-------- Stored rows --------
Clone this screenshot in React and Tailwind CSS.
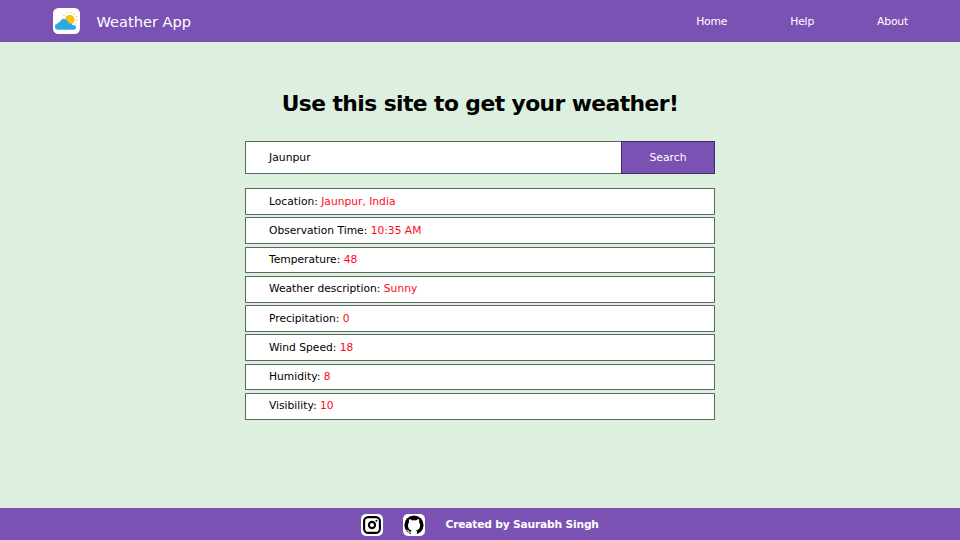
const rows = [
  ["Location", "Jaunpur, India"],
  ["Observation Time", "10:35 AM"],
  ["Temperature", "48"],
  ["Weather description", "Sunny"],
  ["Precipitation", "0"],
  ["Wind Speed", "18"],
  ["Humidity", "8"],
  ["Visibility", "10"],
];

function WeatherLogo() {
  return (
    <svg viewBox="0 0 27 26" className="h-[26px] w-[27px]" aria-hidden="true">
      <rect width="27" height="26" rx="5.5" fill="#fff" />
      <circle cx="16.8" cy="11.6" r="4.8" fill="#fcc018" />
      <circle
        cx="16.8"
        cy="11.6"
        r="7.2"
        fill="none"
        stroke="#fccb55"
        strokeWidth="1.3"
        strokeDasharray="1.3 2.47"
      />
      <path
        d="M4.6 21.8a3.1 3.1 0 0 1-.7-6c1-.7 1.700-1.500 2.900-1.700.8-2.500 3.200-3.500 5.300-2.800 2 .6 3.200 2.200 3.700 4.100 1.900-.3 2.900.5 3.500 1.700 2.400-.1 4 1 3.800 2.700-.1 1.300-1 2-2.300 2z"
        fill="#29abe2"
      />
    </svg>
  );
}

function InstagramIcon() {
  return (
    <svg viewBox="0 0 18 18" className="size-[18px]" fill="none" stroke="#000" aria-hidden="true">
      <rect x="1.1" y="1.1" width="15.8" height="15.8" rx="4.2" strokeWidth="2.1" />
      <circle cx="9" cy="9" r="3.1" strokeWidth="2.1" />
      <circle cx="13.4" cy="4.7" r="1" fill="#000" stroke="none" />
    </svg>
  );
}

function GithubIcon() {
  return (
    <svg viewBox="0 0 20 20" className="size-[20px]" aria-hidden="true">
      <circle cx="10" cy="10" r="9.6" fill="#000" />
      <path
        d="M6.900 20v-2.200c-2.300.4-2.900-.9-3.300-1.700-.2-.5-.8-.9-1.200-1.200 1.500-.3 2.100.9 2.700 1.500.6.600 1.300.5 1.900.2.100-.6.400-1 .700-1.300-2.600-.5-3.700-2.300-3.700-4.900 0-1.300.3-2.300 1-3-.2-.9-.2-2.100.2-3.200 1.200 0 2.200.6 3 1.200 1.200-.3 2.500-.3 3.700 0 .8-.6 1.800-1.200 3-1.200.4 1.100.4 2.300.2 3.200.7.700 1 1.700 1 3 0 2.600-1.200 4.400-3.800 4.900.5.500.8 1.300.8 2.200V20z"
        fill="#fff"
      />
    </svg>
  );
}

export default function App() {
  return (
    <div className="flex h-[540px] w-[960px] flex-col overflow-hidden bg-[#ddf0df] font-['DejaVu_Sans',sans-serif] text-black">
      <header className="flex h-[42px] shrink-0 items-center bg-[#7952b3] pl-[53px] pr-[52px] text-white">
        <WeatherLogo />
        <span className="ml-[16.5px] pt-[2px] text-[14.6px] whitespace-nowrap">Weather App</span>
        <nav className="ml-auto flex gap-[63px] pt-[2px] text-[10.8px] tracking-[-0.2px]">
          <a>Home</a>
          <a>Help</a>
          <a>About</a>
        </nav>
      </header>

      <main className="flex grow flex-col items-center">
        <h1 className="mt-[46px] h-[32px] text-[21.8px] leading-[32px] font-bold tracking-[-0.56px] whitespace-nowrap">
          Use this site to get your weather!
        </h1>
        <div className="mt-[21px] flex h-[33px] w-[470px] border border-[#5c675e] bg-white text-[10.8px]">
          <div className="flex grow items-center pt-[2px] pl-[23px]">Jaunpur</div>
          <button className="-m-px w-[94px] border border-[#402c60] bg-[#7952b3] pt-[2px] text-white">
            Search
          </button>
        </div>
        <ul className="mt-[14.25px] flex w-[470px] flex-col gap-[2.47px] text-[10.7px] leading-[16px]">
          {rows.map(([label, value]) => (
            <li
              key={label}
              className="flex h-[26.75px] items-center border border-[#5c675e] bg-white pl-[23px] whitespace-pre"
            >
              <span>{label}: </span>
              <span className="text-[#ff0a18]">{value}</span>
            </li>
          ))}
        </ul>
      </main>

      <footer className="flex h-[32px] shrink-0 items-center bg-[#7952b3] pt-px pl-[361px] text-white">
        <span className="flex size-[22px] items-center justify-center rounded-[5px] bg-white">
          <InstagramIcon />
        </span>
        <span className="ml-[20px] flex size-[22px] items-center justify-center rounded-[5px] bg-white">
          <GithubIcon />
        </span>
        <span className="ml-[20.5px] pt-px text-[10.7px] font-bold tracking-[-0.19px] whitespace-nowrap">
          Created by Saurabh Singh
        </span>
      </footer>
    </div>
  );
}
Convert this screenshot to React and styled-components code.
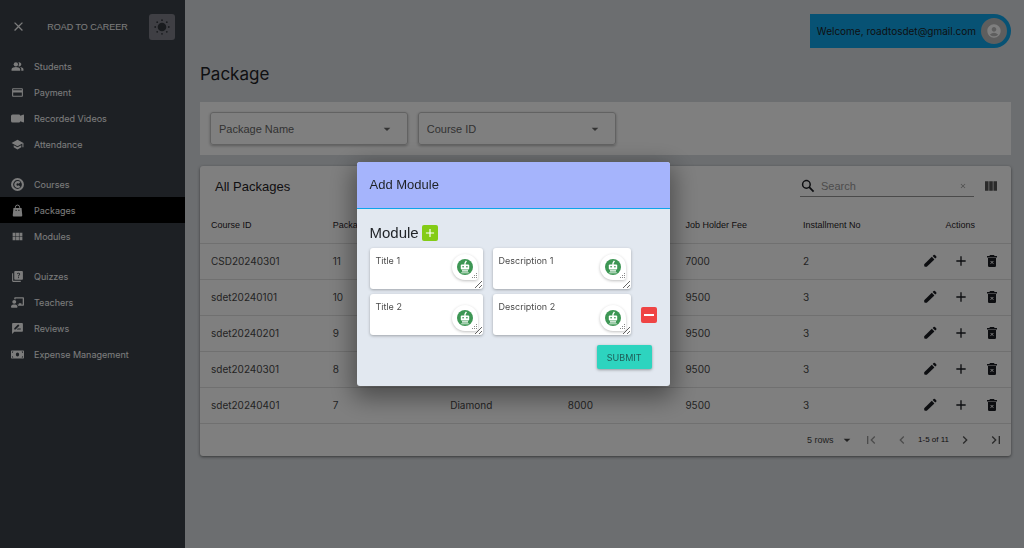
--------
- **Stated task**:
Reproduce all of the entries word for word, skipping any pictures they hold.

- **Exercise response**:
Clone this screenshot in React and Tailwind CSS.
const rows = [
  ["Location", "Jaunpur, India"],
  ["Observation Time", "10:35 AM"],
  ["Temperature", "48"],
  ["Weather description", "Sunny"],
  ["Precipitation", "0"],
  ["Wind Speed", "18"],
  ["Humidity", "8"],
  ["Visibility", "10"],
];

function WeatherLogo() {
  return (
    <svg viewBox="0 0 27 26" className="h-[26px] w-[27px]" aria-hidden="true">
      <rect width="27" height="26" rx="5.5" fill="#fff" />
      <circle cx="16.8" cy="11.6" r="4.8" fill="#fcc018" />
      <circle
        cx="16.8"
        cy="11.6"
        r="7.2"
        fill="none"
        stroke="#fccb55"
        strokeWidth="1.3"
        strokeDasharray="1.3 2.47"
      />
      <path
        d="M4.6 21.8a3.1 3.1 0 0 1-.7-6c1-.7 1.700-1.500 2.900-1.700.8-2.500 3.200-3.500 5.300-2.800 2 .6 3.200 2.200 3.700 4.100 1.900-.3 2.900.5 3.500 1.700 2.400-.1 4 1 3.800 2.700-.1 1.300-1 2-2.300 2z"
        fill="#29abe2"
      />
    </svg>
  );
}

function InstagramIcon() {
  return (
    <svg viewBox="0 0 18 18" className="size-[18px]" fill="none" stroke="#000" aria-hidden="true">
      <rect x="1.1" y="1.1" width="15.8" height="15.8" rx="4.2" strokeWidth="2.1" />
      <circle cx="9" cy="9" r="3.1" strokeWidth="2.1" />
      <circle cx="13.4" cy="4.7" r="1" fill="#000" stroke="none" />
    </svg>
  );
}

function GithubIcon() {
  return (
    <svg viewBox="0 0 20 20" className="size-[20px]" aria-hidden="true">
      <circle cx="10" cy="10" r="9.6" fill="#000" />
      <path
        d="M6.900 20v-2.200c-2.300.4-2.900-.9-3.300-1.700-.2-.5-.8-.9-1.200-1.200 1.500-.3 2.100.9 2.700 1.500.6.600 1.300.5 1.900.2.100-.6.400-1 .700-1.300-2.600-.5-3.700-2.300-3.700-4.900 0-1.300.3-2.300 1-3-.2-.9-.2-2.100.2-3.200 1.200 0 2.200.6 3 1.200 1.200-.3 2.500-.3 3.700 0 .8-.6 1.800-1.200 3-1.200.4 1.100.4 2.300.2 3.200.7.700 1 1.700 1 3 0 2.600-1.200 4.400-3.800 4.900.5.500.8 1.300.8 2.200V20z"
        fill="#fff"
      />
    </svg>
  );
}

export default function App() {
  return (
    <div className="flex h-[540px] w-[960px] flex-col overflow-hidden bg-[#ddf0df] font-['DejaVu_Sans',sans-serif] text-black">
      <header className="flex h-[42px] shrink-0 items-center bg-[#7952b3] pl-[53px] pr-[52px] text-white">
        <WeatherLogo />
        <span className="ml-[16.5px] pt-[2px] text-[14.6px] whitespace-nowrap">Weather App</span>
        <nav className="ml-auto flex gap-[63px] pt-[2px] text-[10.8px] tracking-[-0.2px]">
          <a>Home</a>
          <a>Help</a>
          <a>About</a>
        </nav>
      </header>

      <main className="flex grow flex-col items-center">
        <h1 className="mt-[46px] h-[32px] text-[21.8px] leading-[32px] font-bold tracking-[-0.56px] whitespace-nowrap">
          Use this site to get your weather!
        </h1>
        <div className="mt-[21px] flex h-[33px] w-[470px] border border-[#5c675e] bg-white text-[10.8px]">
          <div className="flex grow items-center pt-[2px] pl-[23px]">Jaunpur</div>
          <button className="-m-px w-[94px] border border-[#402c60] bg-[#7952b3] pt-[2px] text-white">
            Search
          </button>
        </div>
        <ul className="mt-[14.25px] flex w-[470px] flex-col gap-[2.47px] text-[10.7px] leading-[16px]">
          {rows.map(([label, value]) => (
            <li
              key={label}
              className="flex h-[26.75px] items-center border border-[#5c675e] bg-white pl-[23px] whitespace-pre"
            >
              <span>{label}: </span>
              <span className="text-[#ff0a18]">{value}</span>
            </li>
          ))}
        </ul>
      </main>

      <footer className="flex h-[32px] shrink-0 items-center bg-[#7952b3] pt-px pl-[361px] text-white">
        <span className="flex size-[22px] items-center justify-center rounded-[5px] bg-white">
          <InstagramIcon />
        </span>
        <span className="ml-[20px] flex size-[22px] items-center justify-center rounded-[5px] bg-white">
          <GithubIcon />
        </span>
        <span className="ml-[20.5px] pt-px text-[10.7px] font-bold tracking-[-0.19px] whitespace-nowrap">
          Created by Saurabh Singh
        </span>
      </footer>
    </div>
  );
}
Convert this screenshot to React and styled-components code.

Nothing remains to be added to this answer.